The trilogy of trilogies, or nonology, continues with Dark Serpent (Celestial Battle Book 1) and Demon Child (Celestial Battle Book 2) which I am not including in this spotlight, because the third book is not yet released.
It’s no secret that I thoroughly enjoy a good Urban Fantasy novel. It’s an attractive genre that allows any standard fictional story line to bring in mythological, supernatural elements for flavor and mystery. Most novels in the genre focus on a character employed in an industry of discovery and danger: cop, detective, private investigator, “finder-of-things” or in a role that caters directly to their specialty such as a professional exorcist. This makes sense, as it provides an avenue for supernatural events to play a role in the characters life, a reason for them to address them, and an explanation for why they’re capable of doing so. It can also get boring.
Enter Emma Donahoe. She’s a nanny. There’s nothing special about her — at least when the story begins. That is refreshing. The series also takes place in Hong Kong, a nice departure from the American cities I’m used to reading about in this genre. I’ve always loved Asian mythology but my knowledge leans toward the Japanese and Indian side – I am less familiar with the Chinese side, and so was very interested in what the author was able to present for the foundation of her world.

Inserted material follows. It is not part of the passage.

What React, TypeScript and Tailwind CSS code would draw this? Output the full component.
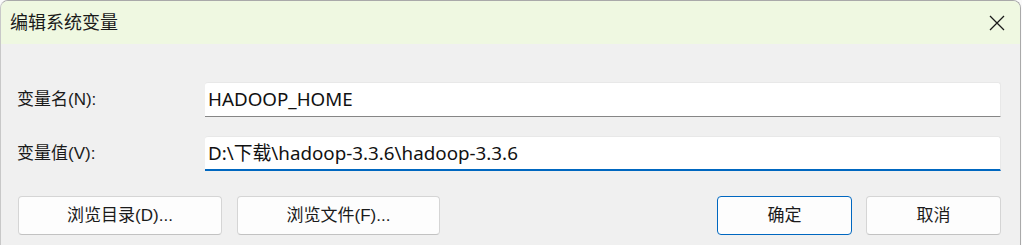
import React from "react";

const font = { fontFamily: '"Liberation Sans", "Noto Sans CJK SC", sans-serif' };
const inputFont = { fontFamily: '"Noto Sans", "Noto Sans CJK SC", sans-serif' };

function Btn({ children, primary, w }: { children: React.ReactNode; primary?: boolean; w: string }) {
  return (
    <button
      className={
        "h-[39px] rounded-[4px] bg-[#fdfdfd] text-[17px] text-[#1b1b1b] flex items-center justify-center " +
        w +
        (primary
          ? " border border-[#0067c0]"
          : " border border-[#d5d5d5] border-b-[#c2c2c2]")
      }
    >
      {children}
    </button>
  );
}

export default function App() {
  return (
    <div className="w-[1022px] h-[245px] bg-[#fafafa] overflow-hidden" style={font}>
      <div className="w-[1021px] h-[245px] rounded-t-[8px] border-t border-r border-l border-[#a9a9a9] border-l-[#c8c8c8] overflow-hidden flex flex-col bg-[#f0f0f0]">
        <div className="h-[43px] bg-[#eff8e1] flex items-center justify-between pl-[9px] pr-[15px] shrink-0">
          <span className="text-[18px] text-[#1a1a1a] leading-none">编辑系统变量</span>
          <svg width="16" height="16" viewBox="0 0 16 16">
            <path d="M1 1 L15 15 M15 1 L1 15" stroke="#1a1a1a" strokeWidth="1.3" fill="none" />
          </svg>
        </div>
        <div className="flex-1 flex flex-col pl-[16px] pr-[19px] pt-[38px]">
          <div className="flex items-center h-[35px]">
            <span className="w-[188px] text-[17px] text-[#1a1a1a]">变量名(N):</span>
            <div
              className="flex-1 h-[35px] bg-white border-t border-r border-[#e8e8e8] border-b border-b-[#868686] rounded-t-[3px] flex items-center pl-[3px] text-[18.8px] text-[#111]"
              style={inputFont}
            >
              HADOOP_HOME
            </div>
          </div>
          <div className="flex items-center h-[35px] mt-[19px]">
            <span className="w-[188px] text-[17px] text-[#1a1a1a]">变量值(V):</span>
            <div
              className="flex-1 h-[35px] bg-white border-t border-r border-[#e8e8e8] border-b-2 border-b-[#0067c0] rounded-t-[3px] flex items-center pl-[3px] text-[18.8px] text-[#111]"
              style={inputFont}
            >
              D:\下载\hadoop-3.3.6\hadoop-3.3.6
            </div>
          </div>
          <div className="flex items-center mt-[25px]">
            <div className="flex gap-[15px] ml-[1px]">
              <Btn w="w-[204px]">浏览目录(D)...</Btn>
              <Btn w="w-[203px]">浏览文件(F)...</Btn>
            </div>
            <div className="flex gap-[14px] ml-auto">
              <Btn w="w-[135px]" primary>确定</Btn>
              <Btn w="w-[135px]">取消</Btn>
            </div>
          </div>
        </div>
      </div>
    </div>
  );
}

World Building. It is both excellent, and disappointing. The depth of detail on the mythology and its ties to the natural realm are wonderful, but know that they take up significant page-space. If you’re not into being presented a Mythology 101 course hidden within an Urban Fantasy novel, be wary. Unfortunately, for all the greatness the mythology brings to the story, the actual city of Hong Kong feels like an afterthought, a series of nodes representing locations that exist in and of themselves, but aren’t necessarily tied together into a cohesive, sprawling metropolis.
Romance. Don’t get me started on the romance in this series. This hexology is arguably as much Romance as Urban Fantasy. Normally, that wouldn’t be a problem. I may sport an epic beard and a satisfying amount of chest hair, but I’m not going to shy away from the romantic story arcs (I winked, but you couldn’t see me. I don’t know why I winked. Moving on). Unfortunately, the author is relentless with the cheesiness of the romance. Some cheese is good. I like cheese. Unfortunately, this reaches Twilight levels of cheese in the romance at times, and it becomes redundant as each book and the series as a whole drags on. It’s simply too much, too often for me.
All that said, I still love this series overall, and definitely recommend giving it a try. The first book absolutely suffers from First Novel Syndrome but if you can make it through, you’ll find a flowing storm of Chinese mythological Urban Fantasy — albeit with a heavy dose of repetitive, in your face cheesy romance to weigh it down.
The entries in the series range from ratings of 2 to 5 with White Tiger being the weakest link. Unfortunately this is also the book that presents a first impression, and the series deserves attention through the second book before a decision is made.
If you liked this book…
You would probably also like the Demon Accords series by John Conroe. Both feature protagonists who seem to excel at what they do, and take a little while to explain why it is that they’re such naturals.